Dans les années 1820, la prise en charge des malades mentaux était assurée en grande partie par le secteur public mais il existait aussi des établissements privés qui accueillaient ce type de patients.
Laure Maurat a eu accès à une masse documentaire inédite, ayant trait à la carrière professionnelle du Dr Esprit Blanche (1796-1852) puis de son fils Émile Blanche (1820-1893) qui ont exercé de 1821 à 1893. Elle nous propose un ouvrage fort bien documenté, traitant de la vie sociale et culturelle du XIX° siècle par le biais de l’histoire des ces médecins dont on sait beaucoup moins de choses que de leurs patients illustres.
La période abordée est intéressante car elle fait la jonction entre les années où les fous étaient enchaînés dans des cachots et la découverte de la psychanalyse en 1895 puis des psychotropes (barbituriques 1903, amphétamines en 1931, phénothiazines en 1937 etc...)
En 1821, Pinel vient tout juste de libérer les aliénés de leurs chaînes, quand Esprit Blanche décide de faire l’acquisition d’une grande bâtisse que l’on peut toujours voir à quelques pas de la place du tertre sur la butte Montmartre. Il décide d’y accueillir des malades mentaux en superposant les structures du modèle asilaire à la pension de famille où les patients partagent leur repas avec la famille Blanche et où son épouse apporte souplesse, douceur et réconfort aux patients.

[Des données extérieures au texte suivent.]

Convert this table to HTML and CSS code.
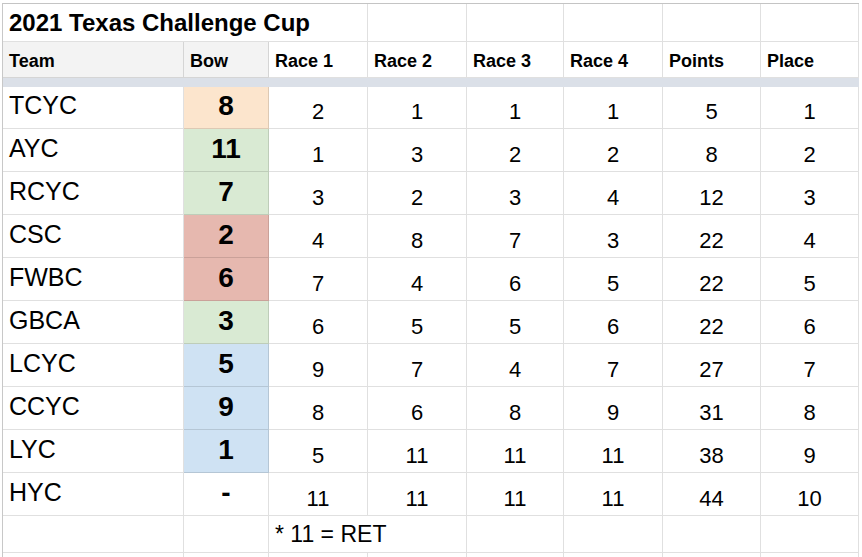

Les moyens psycho-pharmacologiques étant quasi nuls (Le bromure de potassium ne sera utilisé qu’en 1851 et le Chloral en 1869) et le Dr Blanche accordait une grande importance à l’approche psychologique. Certains comme Balzac ont évoqué le coût élevé de l’internement (5000 euro/an environ) il n'en reste pas moins que le désintéressement du Dr Blanche était tel qu’il l’a conduit à des difficultés financières sérieuses.
En 1852, il déménage son établissement dans l’hôtel de Lamballe à Passy (actuelle ambassade de Turquie) en face de la maison de Balzac. Esprit s’éteint la même année et passe le relais à son fils Émile qui va continuer à compenser la faiblesse des moyens scientifiques par une disponibilité et un temps conséquent consacré à ces malades si difficiles à cerner et à soigner.
Les traitements utilisés étaient comme ailleurs fort archaïques : hydrothérapie, sangsues, saignées, émétiques, huile de ricin, le but étant de " faire sortir ce qui est mauvais ". Même s’ils ne furent pas des pionniers, (Pinel et Esquirol les fondateurs de la (proto-) psychiatrie recevaient les patients chez eux) les docteurs Blanche furent des novateurs en structurant les idées nouvelles en matière de prise en charge des malades mentaux. Il apparaissent comme des personnalités courageuses, énergiques, dévouées, généreuses et attachantes.
Le livre de Laure Murat décrit de façon extrêmement minutieuse les cas cliniques de deux patients incurables pris en charge par le Dr Blanche : Gérard de Nerval (PMD) et Guy de Maupassant (PG). Ces descriptions sont particulièrement intéressantes.
Elle relate aussi le cas de malades intermittents comme Charles Gounod (PMD) et la comtesse de Castiglione, celui de Théo Van Gogh que Blanche reçoit en consultation et elle nous fait vivre l’angoisse de Jules Verne et d’Ernest Renan qui consultent Blanche en pères inquiets pour la santé mentale de leur fils.
Et puis, au fil des pages, c'est tout le gotha de la jetset de l’époque qui vient rendre visite à des amis ou à des parents, citons Alfred de Vigny, Hector Berlioz, Eugène Delacroix, Alexandre Dumas, Théophile Gautier, Édouard Manet, Auguste Renoir, Edgar Degas...
Le livre de Laure Murat s’achève sur l’image d’une petite fille qui, de sa fenêtre, épie le jardin de la maison du Dr Blanche. Elle est fascinée par ces patients qui hurlent et ces infirmières qui tentent de les calmer. On lui a parlé de Maupassant, elle croit l’avoir repéré. Des années plus tard, cette petite fille prendra le relais de toute cette histoire en devenant une psychanalyste mondialement connue sous le nom de Françoise Dolto.